▶ _MATERIAL PROVIDED_
******
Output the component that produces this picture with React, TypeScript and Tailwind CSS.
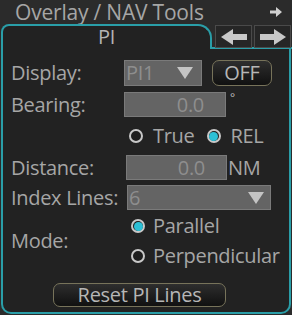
import React from "react";

function Radio({ checked }: { checked?: boolean }) {
  return (
    <span className="w-[14px] h-[14px] rounded-full border-2 border-[#c8c8c8] bg-[#1e1e1e] flex items-center justify-center shrink-0">
      {checked && <span className="w-[9px] h-[9px] rounded-full bg-[#2cc0d6]" />}
    </span>
  );
}

function Triangle() {
  return (
    <svg width="16" height="12" viewBox="0 0 16 12">
      <polygon points="0,0 16,0 8,12" fill="#c4c4c4" />
    </svg>
  );
}

function ArrowBtn({ dir }: { dir: "left" | "right" }) {
  return (
    <div className="w-[37px] h-[23px] border border-[#4a4a4a] bg-[#262626] flex items-center justify-center">
      <svg width="26" height="16" viewBox="0 0 26 16" className={dir === "right" ? "" : "-scale-x-100"}>
        <polygon points="0,5 14,5 14,0 26,8 14,16 14,11 0,11" fill="#c8c8c8" />
      </svg>
    </div>
  );
}

export default function App() {
  return (
    <div className="w-[292px] h-[315px] bg-[#2b2b2b] text-[#a6a6a6] text-[20px] leading-none tracking-[-0.3px] font-['Open_Sans',Arial,sans-serif] flex flex-col overflow-hidden">
      {/* header */}
      <div className="h-[24px] flex items-center justify-between pl-[15px] pr-[10px]">
        <span className="text-[21px] leading-[24px] tracking-[-0.2px]">Overlay / NAV Tools</span>
        <svg width="12" height="10" viewBox="0 0 12 10">
          <polygon points="0,3.5 6,3.5 6,0 12,5 6,10 6,6.5 0,6.5" fill="#d0d0d0" />
        </svg>
      </div>

      {/* tabs */}
      <div className="h-[25px] flex">
        <div className="w-[211px] ml-[1px] border-t-2 border-l-2 border-r-2 border-[#2a9ea8] rounded-tl-[8px] rounded-tr-[14px] bg-[#222222] flex items-center justify-center text-[#b4b4b4] pb-[2px]">
          PI
        </div>
        <div className="flex-1 border-b-2 border-[#2a9ea8] flex items-start gap-[2px] pl-[3px] pt-[1px]">
          <ArrowBtn dir="left" />
          <ArrowBtn dir="right" />
        </div>
      </div>

      {/* panel body */}
      <div className="flex-1 mx-[1px] mb-[1px] border-l-2 border-r-2 border-b-2 border-[#2a9ea8] rounded-b-[10px] bg-[#222222] pl-[8px] flex flex-col">
        <div className="mt-[11px] h-[26px] flex items-center">
          <span className="w-[113px]">Display:</span>
          <div className="w-[78px] h-[26px] bg-[#646464] border border-[#7a7a7a] flex items-center justify-between pl-[1px] pr-[8px] text-[#8e8e8e]">
            <span>PI1</span>
            <Triangle />
          </div>
          <div className="ml-[10px] w-[60px] h-[26px] rounded-[7px] border border-[#77735a] bg-gradient-to-b from-[#2e2e2e] to-[#111111] flex items-center justify-center text-[#b6b6b6]">
            OFF
          </div>
        </div>

        <div className="mt-[6px] h-[25px] flex items-center">
          <span className="w-[113px]">Bearing:</span>
          <div className="w-[102px] h-[25px] bg-[#646464] border border-[#7a7a7a] flex items-center justify-end pr-[21px] text-[#8e8e8e]">
            0.0
          </div>
          <span className="self-start ml-[4px] text-[12px] text-[#bdbdbd]">°</span>
        </div>

        <div className="mt-[9px] h-[20px] flex items-center pl-[118px]">
          <Radio />
          <span className="ml-[10px]">True</span>
          <span className="ml-[12px]"><Radio checked /></span>
          <span className="ml-[10px]">REL</span>
        </div>

        <div className="mt-[9px] h-[25px] flex items-center">
          <span className="w-[115px]">Distance:</span>
          <div className="w-[101px] h-[25px] bg-[#646464] border border-[#7a7a7a] flex items-center justify-end pr-[21px] text-[#8e8e8e]">
            0.0
          </div>
          <span className="ml-[1px]">NM</span>
        </div>

        <div className="mt-[5px] h-[25px] flex items-center">
          <span className="w-[116px]">Index Lines:</span>
          <div className="w-[144px] h-[25px] bg-[#646464] border border-[#7a7a7a] flex items-center justify-between pl-[1px] pr-[6px] text-[#8e8e8e]">
            <span>6</span>
            <Triangle />
          </div>
        </div>

        <div className="mt-[1px] h-[60px] flex items-center">
          <span className="w-[120px]">Mode:</span>
          <div className="flex flex-col">
            <div className="h-[30px] flex items-center">
              <Radio checked />
              <span className="ml-[8px]">Parallel</span>
            </div>
            <div className="h-[30px] flex items-center">
              <Radio />
              <span className="ml-[8px]">Perpendicular</span>
            </div>
          </div>
        </div>

        <div className="mt-[12px] ml-[42px] w-[173px] h-[24px] rounded-[7px] border border-[#77735a] bg-gradient-to-b from-[#2e2e2e] to-[#111111] flex items-center justify-center text-[#b6b6b6]">
          Reset PI Lines
        </div>
      </div>
    </div>
  );
}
******
▶ _YOUR INSTRUCTIONS_
Copy the material exactly. Do not include the pictures.

▶ _EXERCISE SOLUTION_
Output the component that produces this picture with React, TypeScript and Tailwind CSS.
import React from "react";

function Radio({ checked }: { checked?: boolean }) {
  return (
    <span className="w-[14px] h-[14px] rounded-full border-2 border-[#c8c8c8] bg-[#1e1e1e] flex items-center justify-center shrink-0">
      {checked && <span className="w-[9px] h-[9px] rounded-full bg-[#2cc0d6]" />}
    </span>
  );
}

function Triangle() {
  return (
    <svg width="16" height="12" viewBox="0 0 16 12">
      <polygon points="0,0 16,0 8,12" fill="#c4c4c4" />
    </svg>
  );
}

function ArrowBtn({ dir }: { dir: "left" | "right" }) {
  return (
    <div className="w-[37px] h-[23px] border border-[#4a4a4a] bg-[#262626] flex items-center justify-center">
      <svg width="26" height="16" viewBox="0 0 26 16" className={dir === "right" ? "" : "-scale-x-100"}>
        <polygon points="0,5 14,5 14,0 26,8 14,16 14,11 0,11" fill="#c8c8c8" />
      </svg>
    </div>
  );
}

export default function App() {
  return (
    <div className="w-[292px] h-[315px] bg-[#2b2b2b] text-[#a6a6a6] text-[20px] leading-none tracking-[-0.3px] font-['Open_Sans',Arial,sans-serif] flex flex-col overflow-hidden">
      {/* header */}
      <div className="h-[24px] flex items-center justify-between pl-[15px] pr-[10px]">
        <span className="text-[21px] leading-[24px] tracking-[-0.2px]">Overlay / NAV Tools</span>
        <svg width="12" height="10" viewBox="0 0 12 10">
          <polygon points="0,3.5 6,3.5 6,0 12,5 6,10 6,6.5 0,6.5" fill="#d0d0d0" />
        </svg>
      </div>

      {/* tabs */}
      <div className="h-[25px] flex">
        <div className="w-[211px] ml-[1px] border-t-2 border-l-2 border-r-2 border-[#2a9ea8] rounded-tl-[8px] rounded-tr-[14px] bg-[#222222] flex items-center justify-center text-[#b4b4b4] pb-[2px]">
          PI
        </div>
        <div className="flex-1 border-b-2 border-[#2a9ea8] flex items-start gap-[2px] pl-[3px] pt-[1px]">
          <ArrowBtn dir="left" />
          <ArrowBtn dir="right" />
        </div>
      </div>

      {/* panel body */}
      <div className="flex-1 mx-[1px] mb-[1px] border-l-2 border-r-2 border-b-2 border-[#2a9ea8] rounded-b-[10px] bg-[#222222] pl-[8px] flex flex-col">
        <div className="mt-[11px] h-[26px] flex items-center">
          <span className="w-[113px]">Display:</span>
          <div className="w-[78px] h-[26px] bg-[#646464] border border-[#7a7a7a] flex items-center justify-between pl-[1px] pr-[8px] text-[#8e8e8e]">
            <span>PI1</span>
            <Triangle />
          </div>
          <div className="ml-[10px] w-[60px] h-[26px] rounded-[7px] border border-[#77735a] bg-gradient-to-b from-[#2e2e2e] to-[#111111] flex items-center justify-center text-[#b6b6b6]">
            OFF
          </div>
        </div>

        <div className="mt-[6px] h-[25px] flex items-center">
          <span className="w-[113px]">Bearing:</span>
          <div className="w-[102px] h-[25px] bg-[#646464] border border-[#7a7a7a] flex items-center justify-end pr-[21px] text-[#8e8e8e]">
            0.0
          </div>
          <span className="self-start ml-[4px] text-[12px] text-[#bdbdbd]">°</span>
        </div>

        <div className="mt-[9px] h-[20px] flex items-center pl-[118px]">
          <Radio />
          <span className="ml-[10px]">True</span>
          <span className="ml-[12px]"><Radio checked /></span>
          <span className="ml-[10px]">REL</span>
        </div>

        <div className="mt-[9px] h-[25px] flex items-center">
          <span className="w-[115px]">Distance:</span>
          <div className="w-[101px] h-[25px] bg-[#646464] border border-[#7a7a7a] flex items-center justify-end pr-[21px] text-[#8e8e8e]">
            0.0
          </div>
          <span className="ml-[1px]">NM</span>
        </div>

        <div className="mt-[5px] h-[25px] flex items-center">
          <span className="w-[116px]">Index Lines:</span>
          <div className="w-[144px] h-[25px] bg-[#646464] border border-[#7a7a7a] flex items-center justify-between pl-[1px] pr-[6px] text-[#8e8e8e]">
            <span>6</span>
            <Triangle />
          </div>
        </div>

        <div className="mt-[1px] h-[60px] flex items-center">
          <span className="w-[120px]">Mode:</span>
          <div className="flex flex-col">
            <div className="h-[30px] flex items-center">
              <Radio checked />
              <span className="ml-[8px]">Parallel</span>
            </div>
            <div className="h-[30px] flex items-center">
              <Radio />
              <span className="ml-[8px]">Perpendicular</span>
            </div>
          </div>
        </div>

        <div className="mt-[12px] ml-[42px] w-[173px] h-[24px] rounded-[7px] border border-[#77735a] bg-gradient-to-b from-[#2e2e2e] to-[#111111] flex items-center justify-center text-[#b6b6b6]">
          Reset PI Lines
        </div>
      </div>
    </div>
  );
}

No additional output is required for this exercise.